Most of us cannot imagine striding into an office somewhere and assuming that we’re savvy enough to help negotiate the merger between two major corporations. Yet every day, hundreds of corporate officers and board members believe they know exactly what it takes to create the perfect merger and they quickly move forward, intent on proving themselves right.
Fortunately, a great many mergers turn out reasonably well and some are even runaway successes. However, it can still take years to turn many mergers and acquisitions into profitable victories.
The following facts shed light on some truly questionable corporate decisions. It makes you wonder how many people truly have any meaningful “say” when deals are being negotiated. What Ever Happened to the Sears/Kmart, Sprint/Nextel and Quaker Oaks/Snapple Pairings?
When Sears merged with Kmart. As the 20th century was winding down, both Sears and Kmart were struggling. By the time 2005 rolled around, both stores were still hurting, especially due to the recession. That’s when hedge fund investor Eddie Lampert stepped in and bought both stores to create Sears Holdings.

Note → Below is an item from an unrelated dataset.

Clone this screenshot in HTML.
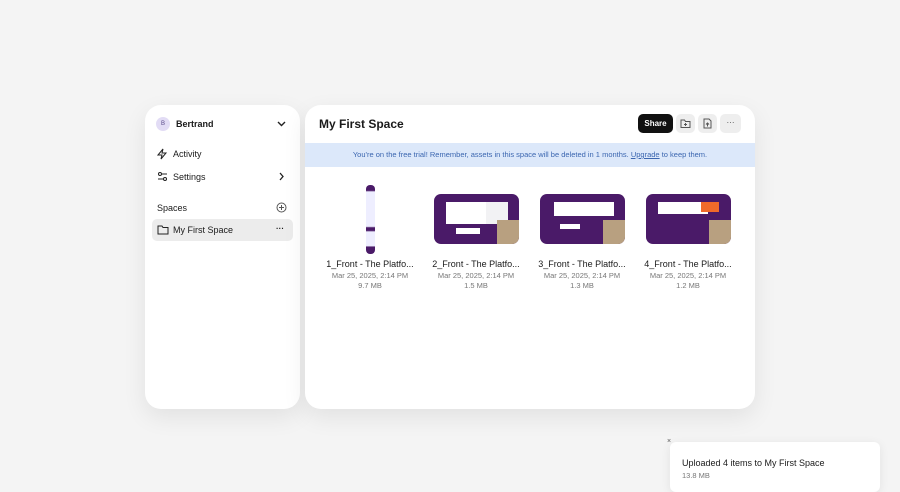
<!DOCTYPE html><html><head><style>
*{box-sizing:border-box;margin:0;padding:0}
body{width:900px;height:484px;background:#f4f4f4;font-family:"Liberation Sans",sans-serif;position:relative;overflow:hidden;color:#1a1a1a}
.p{position:absolute;background:#fff;border-radius:16px;box-shadow:0 8px 24px rgba(0,0,0,.08)}
.t{position:absolute;font-size:9px;white-space:nowrap}
.c{text-align:center;width:100px}
.g{color:#777;font-size:7.5px}
.th{position:absolute;top:194px;width:85px;height:50px;border-radius:7px;background:#4a1a68;overflow:hidden}
.b{position:absolute;top:9px;width:19px;height:19px;background:#eee;border-radius:5px}
.b svg{position:absolute;left:4px;top:4px}
</style></head><body>
<div class="p" style="left:145px;top:105px;width:155px;height:304px">
 <div style="position:absolute;left:11px;top:12px;width:14px;height:14px;border-radius:50%;background:#e2dcf5;font-size:6px;text-align:center;line-height:14px;color:#5a4a8a">B</div>
 <div class="t" style="left:31px;top:14px;font-weight:bold">Bertrand</div>
 <svg style="position:absolute;left:132px;top:15px" width="9" height="7"><path d="M1 2l3.5 3.5L8 2" stroke="#222" stroke-width="1.4" fill="none"/></svg>
 <svg style="position:absolute;left:12px;top:43px" width="11" height="12"><path d="M6 1L1 7h4l-1 4 5-6H5z" stroke="#222" fill="none"/></svg>
 <div class="t" style="left:28px;top:44px">Activity</div>
 <svg style="position:absolute;left:12px;top:66px" width="11" height="11"><path d="M1 3h9M1 8h9" stroke="#222"/><circle cx="3" cy="3" r="1.5" fill="#fff" stroke="#222"/><circle cx="8" cy="8" r="1.5" fill="#fff" stroke="#222"/></svg>
 <div class="t" style="left:28px;top:67px">Settings</div>
 <svg style="position:absolute;left:134px;top:67px" width="6" height="9"><path d="M1 1l3 3.5L1 8" stroke="#222" stroke-width="1.3" fill="none"/></svg>
 <div class="t" style="left:12px;top:98px">Spaces</div>
 <svg style="position:absolute;left:131px;top:97px" width="11" height="11"><circle cx="5.5" cy="5.5" r="4.5" stroke="#555" fill="none"/><path d="M5.5 3v5M3 5.5h5" stroke="#555"/></svg>
 <div style="position:absolute;left:7px;top:114px;width:141px;height:22px;border-radius:5px;background:#ececec"></div>
 <svg style="position:absolute;left:12px;top:119px" width="12" height="11"><path d="M1 2h4l1 1.5h5V10H1z" stroke="#222" fill="none"/></svg>
 <div class="t" style="left:28px;top:120px">My First Space</div>
 <div class="t" style="left:131px;top:119px;font-weight:bold;font-size:8px">···</div>
</div>
<div class="p" style="left:305px;top:105px;width:450px;height:304px;overflow:hidden">
 <div class="t" style="left:14px;top:12px;font-size:12px;font-weight:bold">My First Space</div>
 <div style="position:absolute;left:333px;top:9px;width:35px;height:19px;background:#111;border-radius:5px;color:#fff;font-size:8px;font-weight:bold;text-align:center;line-height:19px">Share</div>
 <div class="b" style="left:371px"><svg width="11" height="11"><path d="M1 2h3.5l1 1.5H10V9.5H1z" stroke="#555" fill="none"/><path d="M5.5 5v3M4 6.5h3" stroke="#555"/></svg></div>
 <div class="b" style="left:393px"><svg width="11" height="11"><path d="M2 1h5l2 2v7H2z" stroke="#555" fill="none"/><path d="M5.5 8.5V5M4 6.5l1.5-1.5L7 6.5" stroke="#555" fill="none"/></svg></div>
 <div class="b" style="left:415px;width:21px;font-size:8px;text-align:center;line-height:17px;color:#444">···</div>
 <div style="position:absolute;left:0;top:38px;width:450px;height:24px;background:#dce8fa;color:#3b66b0;font-size:7.5px;text-align:center;line-height:24px">You're on the free trial! Remember, assets in this space will be deleted in 1 months. <u>Upgrade</u> to keep them.</div>
</div>
<div style="position:absolute;left:366px;top:185px;width:9px;height:69px;background:linear-gradient(#4a1a68 0 8%,#eef 10% 60%,#4a1a68 62% 66%,#eef 68% 88%,#4a1a68 90%);border-radius:4px"></div>
<div class="th" style="left:434px"><div style="position:absolute;left:12px;top:8px;width:40px;height:22px;background:#fff"></div><div style="position:absolute;left:52px;top:8px;width:22px;height:22px;background:#f2f2f4"></div><div style="position:absolute;left:22px;top:34px;width:24px;height:6px;background:#fff"></div><div style="position:absolute;right:0;bottom:0;width:22px;height:24px;background:#b8a080"></div></div>
<div class="th" style="left:540px"><div style="position:absolute;left:14px;top:8px;width:60px;height:14px;background:#fff"></div><div style="position:absolute;left:20px;top:30px;width:20px;height:5px;background:#fff"></div><div style="position:absolute;right:0;bottom:0;width:22px;height:24px;background:#b8a080"></div></div>
<div class="th" style="left:646px"><div style="position:absolute;left:12px;top:8px;width:50px;height:12px;background:#fff"></div><div style="position:absolute;left:55px;top:8px;width:18px;height:10px;background:#f06a2a"></div><div style="position:absolute;right:0;bottom:0;width:22px;height:24px;background:#b8a080"></div></div>
<div class="t c" style="left:320px;top:259px">1_Front - The Platfo...</div>
<div class="t c g" style="left:320px;top:271px">Mar 25, 2025, 2:14 PM</div>
<div class="t c g" style="left:320px;top:281px">9.7 MB</div>
<div class="t c" style="left:426px;top:259px">2_Front - The Platfo...</div>
<div class="t c g" style="left:426px;top:271px">Mar 25, 2025, 2:14 PM</div>
<div class="t c g" style="left:426px;top:281px">1.5 MB</div>
<div class="t c" style="left:532px;top:259px">3_Front - The Platfo...</div>
<div class="t c g" style="left:532px;top:271px">Mar 25, 2025, 2:14 PM</div>
<div class="t c g" style="left:532px;top:281px">1.3 MB</div>
<div class="t c" style="left:638px;top:259px">4_Front - The Platfo...</div>
<div class="t c g" style="left:638px;top:271px">Mar 25, 2025, 2:14 PM</div>
<div class="t c g" style="left:638px;top:281px">1.2 MB</div>
<div style="position:absolute;left:670px;top:442px;width:210px;height:50px;background:#fff;border-radius:6px;box-shadow:0 2px 10px rgba(0,0,0,.08)"></div>
<div class="t" style="left:667px;top:438px;font-size:7px;color:#555">×</div>
<div class="t" style="left:682px;top:458px">Uploaded 4 items to My First Space</div>
<div class="t g" style="left:682px;top:471px">13.8 MB</div>
</body></html>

Although he probably assumed that success was just around the corner, “Sears Holding continued the downward spiral of both companies.” Some critics blamed emphasizing sales of the wrong types of merchandise while other cited poor management. Whatever happened, this merger was clearly not a success and in 2007, “Lampert was named . . . America’s Worst CEO . . .” Years later, in June 2014, an article published by Consumerist.com indicated that a number of the Sears Holding stores are now renting out space inside their stores to other companies, just to make ends meet and stay reasonably profitable;
When Sprint merged with Nextel. America’s corporate communications rivals make just as many merger errors as those in other fields. One sad example happened in 2005, when Sprint and Nextel decided to unite their companies. Sprint had expertise in home service while Nextel’s expertise was in cell phones. Unfortunately, this pairing proved poor at best, with “Nextel executives and managers [leaving] the new company in droves, claiming that the two cultures could not get along.” In addition, the economy was starting to implode – turning all of the telecommunication giants into fierce competitors. Some might even say they began to dislike their own customers because they were starting to know their power and demand more. Over time Sprint/Nextel’s “stocks plummeted, and for all those involved, the merger clearly failed;”

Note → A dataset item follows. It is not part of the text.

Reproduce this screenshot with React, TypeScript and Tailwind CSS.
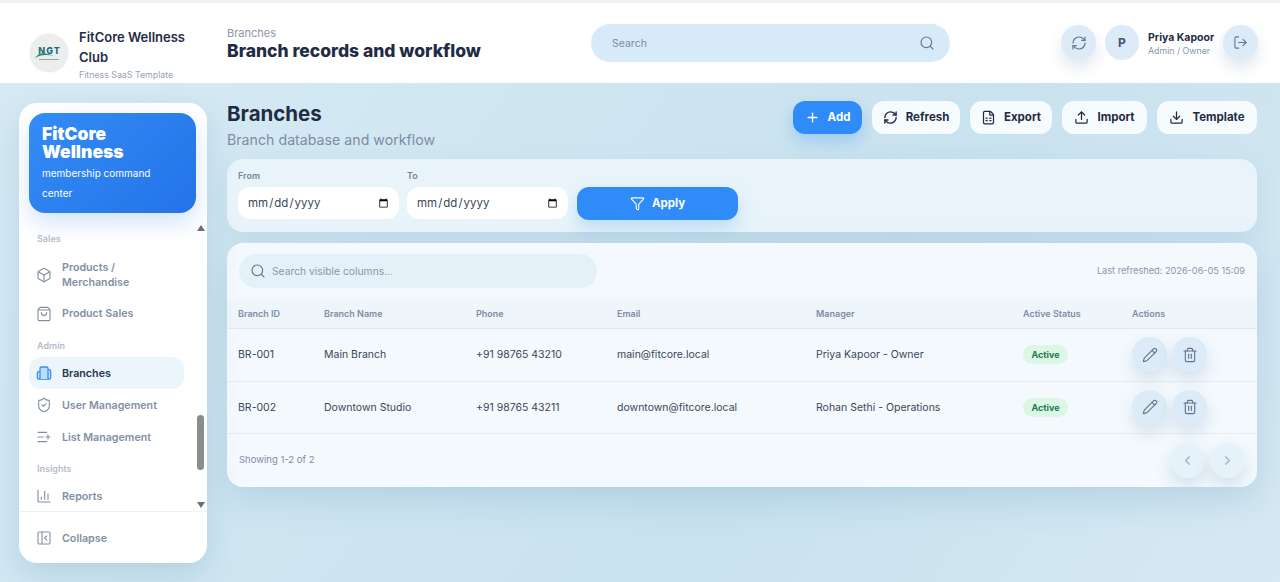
import {
  Box,
  Building2,
  ChartColumn,
  ChevronLeft,
  ChevronRight,
  Download,
  FileSpreadsheet,
  Funnel,
  ListPlus,
  LogOut,
  PanelLeftClose,
  Pencil,
  Plus,
  RefreshCw,
  Search,
  ShieldCheck,
  ShoppingBag,
  Trash2,
  Upload,
} from "lucide-react";
import type { ReactNode } from "react";

const font = "font-['Inter','Noto_Sans',sans-serif]";
const rowGrid = "grid grid-cols-[86px_152px_141px_199px_207px_109px_1fr] items-center pl-[11px]";
const navIcon = "h-[16px] w-[16px] shrink-0";
const toolIcon = "h-[15px] w-[15px]";

const branches = [
  {
    id: "BR-001",
    name: "Main Branch",
    phone: "+91 98765 43210",
    email: "main@fitcore.local",
    manager: "Priya Kapoor - Owner",
  },
  {
    id: "BR-002",
    name: "Downtown Studio",
    phone: "+91 98765 43211",
    email: "downtown@fitcore.local",
    manager: "Rohan Sethi - Operations",
  },
];

function NavItem({ icon, label, active }: { icon: ReactNode; label: ReactNode; active?: boolean }) {
  return (
    <div
      className={`flex w-[155px] items-center gap-[10px] rounded-[12px] px-[7px] py-[8px] text-[10.7px] font-semibold leading-[15px] ${
        active ? "bg-[#ebf5fc] text-[#26334d]" : "text-[#8290a6]"
      }`}
    >
      {icon}
      <span>{label}</span>
    </div>
  );
}

function SectionLabel({ children, className }: { children: string; className: string }) {
  return <div className={`pl-[8px] text-[9px] font-semibold leading-[12px] text-[#b3bccb] ${className}`}>{children}</div>;
}

function ToolButton({ icon, label, className }: { icon: ReactNode; label: string; className: string }) {
  return (
    <button
      type="button"
      className={`flex h-[33px] items-center justify-center gap-[8px] rounded-[12px] bg-[#f6fbfe] text-[11.5px] font-bold text-[#1f2c44] ${className}`}
    >
      {icon}
      {label}
    </button>
  );
}

function RoundButton({ children, className = "" }: { children: ReactNode; className?: string }) {
  return (
    <button
      type="button"
      className={`flex h-[35px] w-[35px] items-center justify-center rounded-full bg-[#dcebf7] text-[#66758c] shadow-[0_8px_16px_rgba(90,130,170,0.2)] ${className}`}
    >
      {children}
    </button>
  );
}

function DateField({ label }: { label: string }) {
  return (
    <label className="flex flex-col gap-[5px]">
      <span className="text-[9px] font-semibold leading-[12px] text-[#76859b]">{label}</span>
      <input
        type="date"
        className="h-[32px] w-[161px] rounded-[12px] bg-white pl-[9px] pr-[8px] pt-[1px] text-[11.5px] text-[#3b465a] outline-none"
      />
    </label>
  );
}

export default function App() {
  return (
    <div className={`flex h-[582px] w-[1280px] flex-col overflow-hidden ${font}`}>
      <div className="h-[3px] bg-[#f0f1f3]" />
      <header className="flex h-[80px] shrink-0 bg-white">
        <div className="flex w-[227px] shrink-0 items-start pl-[30px]">
          <div className="mt-[31px] flex h-[38px] w-[38px] shrink-0 flex-col items-center justify-center rounded-full bg-[#eceeee] shadow-[0_0_2px_rgba(0,0,0,0.12)]">
            <svg viewBox="0 0 38 16" className="h-[16px] w-[38px]">
              <text x="19.5" y="9" textAnchor="middle" fontSize="9" fontWeight="800" letterSpacing="1" fill="#1f6f78">
                NGT
              </text>
              <path d="M5 13 C10 6 15 8 24 10.5 C18 10 12 9 5 13 Z" fill="#2f8f6f" />
              <path d="M9 14.5 H29" stroke="#8a9099" strokeWidth="0.8" />
            </svg>
          </div>
          <div className="ml-[11px] pt-[24px]">
            <div className="text-[13px] font-semibold leading-[20px] text-[#1f2c44]">
              FitCore Wellness
              <br />
              Club
            </div>
            <div className="mt-[2px] text-[8.8px] leading-[12px] text-[#98a3b5]">Fitness SaaS Template</div>
          </div>
        </div>
        <div className="w-[364px] shrink-0 pt-[23px]">
          <div className="text-[11px] leading-[14px] text-[#8b97aa]">Branches</div>
          <div className="text-[17.5px] font-extrabold leading-[22px] text-[#1f2c44]">Branch records and workflow</div>
        </div>
        <div className="mt-[21px] flex h-[38px] w-[359px] shrink-0 items-center justify-between self-start rounded-full bg-[#d7eaf7] pl-[21px] pr-[15px]">
          <span className="pt-[1px] text-[10.5px] text-[#7f8ca3]">Search</span>
          <Search className="h-[16px] w-[16px] text-[#66758c]" strokeWidth={1.7} />
        </div>
        <div className="ml-[111px] mt-[22px] flex items-start">
          <RoundButton>
            <RefreshCw className="h-[16px] w-[16px]" strokeWidth={1.8} />
          </RoundButton>
          <div className="ml-[9px] flex h-[35px] w-[34px] items-center justify-center rounded-full bg-[#dcebf7] text-[12px] font-bold text-[#3f5270]">
            P
          </div>
          <div className="ml-[9px] w-[75px] pt-[6px]">
            <div className="whitespace-nowrap text-[10.5px] font-bold leading-[14px] text-[#1f2c44]">Priya Kapoor</div>
            <div className="text-[8.8px] leading-[11px] text-[#8b97aa]">Admin / Owner</div>
          </div>
          <RoundButton>
            <LogOut className="h-[15px] w-[15px]" strokeWidth={1.7} />
          </RoundButton>
        </div>
      </header>

      <div className="flex min-h-0 flex-1 bg-[linear-gradient(125deg,#d6eaf4_0%,#cfe6f1_35%,#c8e2ee_62%,#d6e9f3_100%)] pl-[19px] pr-[23px] pt-[20px]">
        <aside className="relative flex h-[460px] w-[188px] shrink-0 flex-col overflow-hidden rounded-[18px] bg-white shadow-[0_12px_30px_rgba(80,135,175,0.22)]">
          <div className="ml-[10px] mr-[11px] mt-[10px] h-[100px] shrink-0 rounded-[16px] bg-[linear-gradient(135deg,#338cf5,#2473e8)] pl-[13px] pt-[12px] text-white shadow-[0_10px_22px_rgba(60,130,235,0.22)]">
            <div className="text-[17.5px] font-black leading-[18px]">
              FitCore
              <br />
              Wellness
            </div>
            <div className="mt-[2px] text-[10px] leading-[20px]">
              membership command
              <br />
              center
            </div>
          </div>
          <nav className="flex-1 overflow-hidden pl-[10px] pt-[20px]">
            <SectionLabel className="mb-[6.5px]">Sales</SectionLabel>
            <NavItem
              icon={<Box className={navIcon} strokeWidth={1.7} />}
              label={
                <>
                  Products /
                  <br />
                  Merchandise
                </>
              }
            />
            <NavItem icon={<ShoppingBag className={navIcon} strokeWidth={1.7} />} label="Product Sales" />
            <SectionLabel className="mb-[5px] mt-[10.5px]">Admin</SectionLabel>
            <NavItem active icon={<Building2 className={`${navIcon} fill-[#bcdcfb] text-[#3b8df0]`} strokeWidth={1.9} />} label="Branches" />
            <NavItem icon={<ShieldCheck className={navIcon} strokeWidth={1.7} />} label="User Management" />
            <NavItem icon={<ListPlus className={navIcon} strokeWidth={1.7} />} label="List Management" />
            <SectionLabel className="mb-[5px] mt-[10px]">Insights</SectionLabel>
            <NavItem icon={<ChartColumn className={navIcon} strokeWidth={1.7} />} label="Reports" />
          </nav>
          <div className="h-[52px] shrink-0 border-t border-[#eef2f6] pl-[10px] pt-[10px]">
            <NavItem icon={<PanelLeftClose className={navIcon} strokeWidth={1.7} />} label="Collapse" />
          </div>
          {/* fake native scrollbar, sits over the nav */}
          <div className="absolute right-[3px] top-[122px] h-[283px] w-[7px]">
            <div className="absolute left-0 top-0 h-0 w-0 border-x-[4px] border-b-[6px] border-x-transparent border-b-[#6e6e6e]" />
            <div className="absolute left-0 top-[190px] h-[55px] w-[7px] rounded-full bg-[#8c8c8c]" />
            <div className="absolute bottom-0 left-0 h-0 w-0 border-x-[4px] border-t-[6px] border-x-transparent border-t-[#6e6e6e]" />
          </div>
        </aside>

        <main className="ml-[20px] min-w-0 flex-1">
          <div className="flex h-[56px] items-start justify-between">
            <div>
              <div className="-mt-[1px] text-[20.5px] font-bold leading-[24px] text-[#1f2c44]">Branches</div>
              <div className="mt-[4px] text-[14.2px] leading-[20px] text-[#7f8ca3]">Branch database and workflow</div>
            </div>
            <div className="-mt-[2px] flex gap-[10px]">
              <button
                type="button"
                className="flex h-[33px] w-[69px] items-center justify-center gap-[8px] rounded-[12px] bg-[#2f8bf8] text-[11.5px] font-bold text-white shadow-[0_8px_16px_rgba(47,139,248,0.28)]"
              >
                <Plus className={toolIcon} strokeWidth={2.2} />
                Add
              </button>
              <ToolButton className="w-[88px]" icon={<RefreshCw className={toolIcon} strokeWidth={2.2} />} label="Refresh" />
              <ToolButton className="w-[82px]" icon={<FileSpreadsheet className={toolIcon} strokeWidth={2} />} label="Export" />
              <ToolButton className="w-[85px]" icon={<Upload className={toolIcon} strokeWidth={2} />} label="Import" />
              <ToolButton className="w-[100px]" icon={<Download className={toolIcon} strokeWidth={2} />} label="Template" />
            </div>
          </div>

          <section className="flex h-[73px] items-end gap-[8px] rounded-[16px] bg-[#e8f4fa] px-[11px] pb-[13px] shadow-[0_8px_24px_rgba(80,135,175,0.12)]">
            <DateField label="From" />
            <DateField label="To" />
            <button
              type="button"
              className="mb-[-1px] ml-[1px] flex h-[33px] w-[161px] items-center justify-center gap-[7px] rounded-[12px] bg-[#2f8bf8] text-[11.5px] font-bold text-white shadow-[0_8px_16px_rgba(47,139,248,0.22)]"
            >
              <Funnel className="h-[15px] w-[15px]" strokeWidth={1.7} />
              Apply
            </button>
          </section>

          <section className="mt-[11px] h-[244px] overflow-hidden rounded-[16px] bg-[#f3f9fd] shadow-[0_12px_34px_rgba(80,135,175,0.22)]">
            <div className="flex h-[56px] items-start justify-between px-[12px] pt-[11px]">
              <div className="flex h-[34px] w-[358px] items-center gap-[6px] rounded-full bg-[#e4f1f9] pl-[11px]">
                <Search className="h-[16px] w-[16px] text-[#66758c]" strokeWidth={1.7} />
                <span className="pt-[1px] text-[10.3px] text-[#8b97aa]">Search visible columns...</span>
              </div>
              <div className="pt-[11px] text-[9.2px] leading-[12px] text-[#8b97aa]">Last refreshed: 2026-06-05 15:09</div>
            </div>
            <div className={`${rowGrid} h-[30px] border-b border-[#dfe8ef] bg-[#eef6fc] text-[9px] font-semibold text-[#7f8ca3]`}>
              <div>Branch ID</div>
              <div>Branch Name</div>
              <div>Phone</div>
              <div>Email</div>
              <div>Manager</div>
              <div>Active Status</div>
              <div>Actions</div>
            </div>
            {branches.map((b) => (
              <div key={b.id} className={`${rowGrid} h-[52.5px] border-b border-[#e4ecf2] pt-[1px] text-[10.5px] text-[#3b465a]`}>
                <div>{b.id}</div>
                <div>{b.name}</div>
                <div>{b.phone}</div>
                <div>{b.email}</div>
                <div>{b.manager}</div>
                <div className="-mt-[1px]">
                  <span className="inline-flex h-[19px] w-[45px] items-center justify-center rounded-full bg-[#dcf7e6] text-[9px] font-bold text-[#1d7a4d]">
                    Active
                  </span>
                </div>
                <div className="-mt-[1px] flex gap-[5px]">
                  <RoundButton>
                    <Pencil className="h-[16px] w-[16px]" strokeWidth={1.7} />
                  </RoundButton>
                  <RoundButton>
                    <Trash2 className="h-[16px] w-[16px]" strokeWidth={1.7} />
                  </RoundButton>
                </div>
              </div>
            ))}
            <div className="flex items-start justify-between px-[12px] pt-[9px]">
              <div className="pt-[11px] text-[9.5px] leading-[12px] text-[#7f8ca3]">Showing 1-2 of 2</div>
              <div className="flex gap-[5px]">
                <RoundButton className="!bg-[#e6f2fa] !text-[#a3b1c2]">
                  <ChevronLeft className="h-[15px] w-[15px]" />
                </RoundButton>
                <RoundButton className="!bg-[#e6f2fa] !text-[#a3b1c2]">
                  <ChevronRight className="h-[15px] w-[15px]" />
                </RoundButton>
              </div>
            </div>
          </section>
        </main>
      </div>
    </div>
  );
}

When Quaker Oats thought it was “equally yoked” with Snapple. This corporate pairing still has many people scratching their heads. It makes you wonder if there weren’t a few Snapple fans at Quaker Oats who hoped that uniting with Snapple might permanently satisfy at least one of life’s thirsts. However, this 1994 merger failed to prove even remotely successful. Quaker Oats (QO) paid $1.7 billion for Snapple, thinking it could “make Snapple drinks just as popular” as Gatorade. That clearly never happened. Wall Street later weighed in, indicating that Quaker Oaks “paid $1 billion too much for the [Snapple] drinks.” An article published by The L.A. Times clearly agreed. While there are many theories about why this merger failed, some just think Snapple couldn’t compete as well in grocery stores as it did in much smaller venues. Outside competition also played a role. “After just 27 months, Quaker Oats sold Snapple for $300 million. . . [indicating that it lost] $1.6 million for each day that the company owned Snapple.”